和食店らしく舟盛りにしてあるのが特徴で、その名も「まぜめん丸」(810円)。
お店情報
味波 岩津店
住所:愛知県岡崎市東蔵前1-6-2
電話番号:0564-45-5611
営業時間:11:30~14:30、17:00~21:30
定休日:月曜日
さらに、こちらは「アジア食堂 亜cha:la」の岡崎まぜめん「八丁味噌カレーのフォー」(810円)。

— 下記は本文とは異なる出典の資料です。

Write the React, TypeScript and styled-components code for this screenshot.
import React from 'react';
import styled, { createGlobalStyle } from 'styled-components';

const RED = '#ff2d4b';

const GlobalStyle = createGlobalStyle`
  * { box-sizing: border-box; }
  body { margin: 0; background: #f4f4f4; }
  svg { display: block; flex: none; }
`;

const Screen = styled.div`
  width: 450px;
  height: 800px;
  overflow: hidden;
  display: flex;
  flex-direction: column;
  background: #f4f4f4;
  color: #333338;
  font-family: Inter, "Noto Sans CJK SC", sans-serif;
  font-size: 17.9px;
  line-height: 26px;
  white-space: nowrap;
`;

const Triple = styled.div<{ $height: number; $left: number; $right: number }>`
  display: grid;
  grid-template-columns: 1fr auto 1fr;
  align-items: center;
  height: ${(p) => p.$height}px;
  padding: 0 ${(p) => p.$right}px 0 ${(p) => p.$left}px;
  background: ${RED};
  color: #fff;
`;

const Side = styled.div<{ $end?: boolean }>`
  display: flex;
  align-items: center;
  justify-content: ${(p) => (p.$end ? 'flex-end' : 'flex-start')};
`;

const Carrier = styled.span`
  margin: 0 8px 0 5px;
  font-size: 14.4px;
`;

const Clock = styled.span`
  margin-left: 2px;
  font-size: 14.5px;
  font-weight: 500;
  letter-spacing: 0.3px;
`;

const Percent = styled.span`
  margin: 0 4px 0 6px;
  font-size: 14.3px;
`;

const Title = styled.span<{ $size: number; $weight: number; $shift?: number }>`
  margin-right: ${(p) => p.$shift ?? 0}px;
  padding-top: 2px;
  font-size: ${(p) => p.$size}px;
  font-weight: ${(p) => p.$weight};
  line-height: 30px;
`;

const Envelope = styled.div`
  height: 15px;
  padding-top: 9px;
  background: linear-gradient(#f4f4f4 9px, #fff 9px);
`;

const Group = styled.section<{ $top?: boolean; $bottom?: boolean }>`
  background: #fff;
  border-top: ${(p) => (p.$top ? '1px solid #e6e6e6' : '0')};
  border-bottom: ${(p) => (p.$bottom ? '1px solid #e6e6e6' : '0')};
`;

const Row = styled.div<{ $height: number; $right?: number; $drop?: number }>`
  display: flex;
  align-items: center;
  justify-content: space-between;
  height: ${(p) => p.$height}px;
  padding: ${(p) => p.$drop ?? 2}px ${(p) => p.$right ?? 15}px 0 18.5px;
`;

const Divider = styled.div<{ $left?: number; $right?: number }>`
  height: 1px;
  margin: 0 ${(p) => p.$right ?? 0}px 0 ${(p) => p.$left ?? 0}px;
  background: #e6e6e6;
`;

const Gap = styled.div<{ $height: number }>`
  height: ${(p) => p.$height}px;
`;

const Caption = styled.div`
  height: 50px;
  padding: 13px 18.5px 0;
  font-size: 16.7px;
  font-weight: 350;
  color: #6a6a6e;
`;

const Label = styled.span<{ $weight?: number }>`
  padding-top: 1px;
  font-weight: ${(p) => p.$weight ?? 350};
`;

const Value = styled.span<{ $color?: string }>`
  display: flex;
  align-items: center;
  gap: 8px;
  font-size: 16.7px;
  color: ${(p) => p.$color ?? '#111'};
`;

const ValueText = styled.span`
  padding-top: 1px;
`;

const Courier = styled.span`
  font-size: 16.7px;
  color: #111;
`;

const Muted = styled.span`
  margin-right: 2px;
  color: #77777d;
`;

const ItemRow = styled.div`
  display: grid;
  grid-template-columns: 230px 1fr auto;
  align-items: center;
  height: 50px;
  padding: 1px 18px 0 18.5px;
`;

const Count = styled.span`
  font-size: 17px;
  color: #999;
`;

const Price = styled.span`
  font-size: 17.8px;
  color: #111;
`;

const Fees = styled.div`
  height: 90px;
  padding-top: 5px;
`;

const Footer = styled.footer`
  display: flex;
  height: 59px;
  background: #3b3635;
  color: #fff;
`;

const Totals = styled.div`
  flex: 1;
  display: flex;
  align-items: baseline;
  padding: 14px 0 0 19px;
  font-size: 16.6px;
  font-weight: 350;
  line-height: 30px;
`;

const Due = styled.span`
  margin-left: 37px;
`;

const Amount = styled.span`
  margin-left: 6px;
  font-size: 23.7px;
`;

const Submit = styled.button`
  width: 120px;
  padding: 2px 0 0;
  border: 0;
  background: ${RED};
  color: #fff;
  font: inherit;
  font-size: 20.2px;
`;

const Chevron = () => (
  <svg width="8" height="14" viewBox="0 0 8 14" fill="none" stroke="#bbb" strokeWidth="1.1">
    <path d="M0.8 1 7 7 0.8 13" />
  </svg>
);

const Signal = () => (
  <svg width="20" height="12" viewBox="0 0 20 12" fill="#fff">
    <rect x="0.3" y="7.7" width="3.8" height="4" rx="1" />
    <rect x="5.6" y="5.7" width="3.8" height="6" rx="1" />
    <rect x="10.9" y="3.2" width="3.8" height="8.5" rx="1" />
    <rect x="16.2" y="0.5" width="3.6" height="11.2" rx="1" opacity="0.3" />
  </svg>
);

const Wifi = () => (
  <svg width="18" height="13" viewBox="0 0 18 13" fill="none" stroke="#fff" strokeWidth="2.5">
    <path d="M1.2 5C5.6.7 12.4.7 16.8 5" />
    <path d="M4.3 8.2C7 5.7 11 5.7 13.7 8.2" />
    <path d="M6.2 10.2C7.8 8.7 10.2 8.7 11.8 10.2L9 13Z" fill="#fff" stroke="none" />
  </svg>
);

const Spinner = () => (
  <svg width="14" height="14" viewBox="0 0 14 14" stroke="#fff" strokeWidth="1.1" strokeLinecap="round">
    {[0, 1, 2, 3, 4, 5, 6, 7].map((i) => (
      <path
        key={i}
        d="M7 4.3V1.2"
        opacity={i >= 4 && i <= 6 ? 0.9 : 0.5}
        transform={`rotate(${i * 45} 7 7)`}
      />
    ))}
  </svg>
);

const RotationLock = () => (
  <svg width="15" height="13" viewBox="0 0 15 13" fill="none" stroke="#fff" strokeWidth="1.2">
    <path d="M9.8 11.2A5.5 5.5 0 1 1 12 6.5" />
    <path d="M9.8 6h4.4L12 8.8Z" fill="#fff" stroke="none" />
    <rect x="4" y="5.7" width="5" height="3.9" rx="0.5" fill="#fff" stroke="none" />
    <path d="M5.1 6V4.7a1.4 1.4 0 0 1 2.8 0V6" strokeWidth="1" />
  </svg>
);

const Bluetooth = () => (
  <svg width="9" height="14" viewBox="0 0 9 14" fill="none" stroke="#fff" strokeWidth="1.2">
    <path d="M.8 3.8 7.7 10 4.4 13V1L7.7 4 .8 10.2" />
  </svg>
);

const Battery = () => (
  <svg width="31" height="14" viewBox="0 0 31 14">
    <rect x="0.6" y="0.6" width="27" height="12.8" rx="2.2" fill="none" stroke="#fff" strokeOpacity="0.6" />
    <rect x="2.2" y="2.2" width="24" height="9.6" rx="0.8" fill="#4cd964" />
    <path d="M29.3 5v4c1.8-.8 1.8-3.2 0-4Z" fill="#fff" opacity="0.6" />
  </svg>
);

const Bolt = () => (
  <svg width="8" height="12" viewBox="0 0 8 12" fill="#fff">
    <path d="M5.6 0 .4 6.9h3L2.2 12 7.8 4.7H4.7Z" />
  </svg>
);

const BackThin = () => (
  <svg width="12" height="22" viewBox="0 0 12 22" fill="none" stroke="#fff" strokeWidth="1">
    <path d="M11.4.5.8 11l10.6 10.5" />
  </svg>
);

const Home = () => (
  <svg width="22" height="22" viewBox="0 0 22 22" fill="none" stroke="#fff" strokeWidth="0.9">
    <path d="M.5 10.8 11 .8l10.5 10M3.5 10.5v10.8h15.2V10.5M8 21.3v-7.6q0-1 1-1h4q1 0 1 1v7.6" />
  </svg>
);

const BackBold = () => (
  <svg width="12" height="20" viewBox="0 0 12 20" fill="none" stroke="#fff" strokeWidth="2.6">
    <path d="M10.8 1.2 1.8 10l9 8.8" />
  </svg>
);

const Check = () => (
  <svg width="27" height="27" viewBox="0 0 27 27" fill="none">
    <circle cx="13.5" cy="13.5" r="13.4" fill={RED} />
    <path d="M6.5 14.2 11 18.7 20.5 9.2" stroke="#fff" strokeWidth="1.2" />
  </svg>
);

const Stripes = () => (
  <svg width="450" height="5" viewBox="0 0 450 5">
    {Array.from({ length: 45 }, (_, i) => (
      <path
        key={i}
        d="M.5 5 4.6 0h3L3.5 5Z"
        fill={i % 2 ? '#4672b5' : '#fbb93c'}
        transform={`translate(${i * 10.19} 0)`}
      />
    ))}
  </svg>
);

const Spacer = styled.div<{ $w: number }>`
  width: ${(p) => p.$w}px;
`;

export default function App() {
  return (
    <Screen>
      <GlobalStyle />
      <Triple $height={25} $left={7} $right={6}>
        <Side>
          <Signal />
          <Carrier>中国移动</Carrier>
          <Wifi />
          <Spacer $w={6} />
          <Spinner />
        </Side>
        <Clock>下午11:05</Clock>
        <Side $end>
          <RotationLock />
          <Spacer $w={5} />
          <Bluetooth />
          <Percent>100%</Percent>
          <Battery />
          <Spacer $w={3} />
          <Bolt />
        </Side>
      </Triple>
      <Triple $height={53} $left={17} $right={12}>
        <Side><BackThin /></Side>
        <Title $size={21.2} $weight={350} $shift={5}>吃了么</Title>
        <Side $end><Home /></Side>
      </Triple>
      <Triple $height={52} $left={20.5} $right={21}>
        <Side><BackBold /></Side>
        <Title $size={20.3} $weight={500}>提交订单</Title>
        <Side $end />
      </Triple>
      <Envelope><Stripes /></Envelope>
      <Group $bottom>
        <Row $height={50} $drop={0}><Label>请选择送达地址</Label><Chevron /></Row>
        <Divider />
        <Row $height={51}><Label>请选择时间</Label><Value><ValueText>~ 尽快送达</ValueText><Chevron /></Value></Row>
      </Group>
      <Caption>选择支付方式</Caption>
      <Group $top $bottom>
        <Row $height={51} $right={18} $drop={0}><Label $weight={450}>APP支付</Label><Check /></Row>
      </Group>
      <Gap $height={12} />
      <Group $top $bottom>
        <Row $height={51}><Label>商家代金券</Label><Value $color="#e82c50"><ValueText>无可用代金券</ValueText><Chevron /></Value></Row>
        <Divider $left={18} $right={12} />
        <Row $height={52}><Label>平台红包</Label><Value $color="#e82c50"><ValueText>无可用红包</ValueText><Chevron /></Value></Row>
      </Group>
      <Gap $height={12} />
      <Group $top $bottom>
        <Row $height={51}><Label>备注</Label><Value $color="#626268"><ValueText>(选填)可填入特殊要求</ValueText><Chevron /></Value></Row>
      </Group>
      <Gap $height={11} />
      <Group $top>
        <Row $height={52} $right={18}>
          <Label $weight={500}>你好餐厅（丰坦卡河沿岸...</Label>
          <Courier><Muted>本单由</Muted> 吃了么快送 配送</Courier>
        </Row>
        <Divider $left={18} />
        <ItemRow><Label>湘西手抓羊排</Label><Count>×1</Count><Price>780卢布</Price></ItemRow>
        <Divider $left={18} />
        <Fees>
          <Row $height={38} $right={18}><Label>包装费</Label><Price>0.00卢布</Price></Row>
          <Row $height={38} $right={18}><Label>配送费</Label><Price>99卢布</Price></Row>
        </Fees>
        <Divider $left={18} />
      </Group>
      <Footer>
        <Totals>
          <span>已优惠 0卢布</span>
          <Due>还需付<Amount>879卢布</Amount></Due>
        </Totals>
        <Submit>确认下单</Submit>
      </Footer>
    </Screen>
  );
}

タイカレーの辛さとココナッツミルクの甘さ、八丁味噌のコク、ベトナム麺が見事に調和しているひと品だ。
お店情報
アジア食堂 亜cha:la
住所:愛知県岡崎市材木町2-66
電話番号:0564-24-5606
営業時間:18:00~翌2:00(日曜日は~24:00)
定休日:月曜日
このように、岡崎まぜめんは中華や洋食だけではなく、和食やアジアンなど多種多様。すべてのジャンルに門戸を開いているところに岡崎の本気度がうかがえる。
食欲の秋、歴史散策を楽しみながら、岡崎まぜめんを食べ歩いてみてはいかがだろう?
※金額はすべて消費税込です。
※本記事の情報は取材時点のものであり、情報の正確性を保証するものではございません。最新情報はお電話等で直接取材先へご確認ください。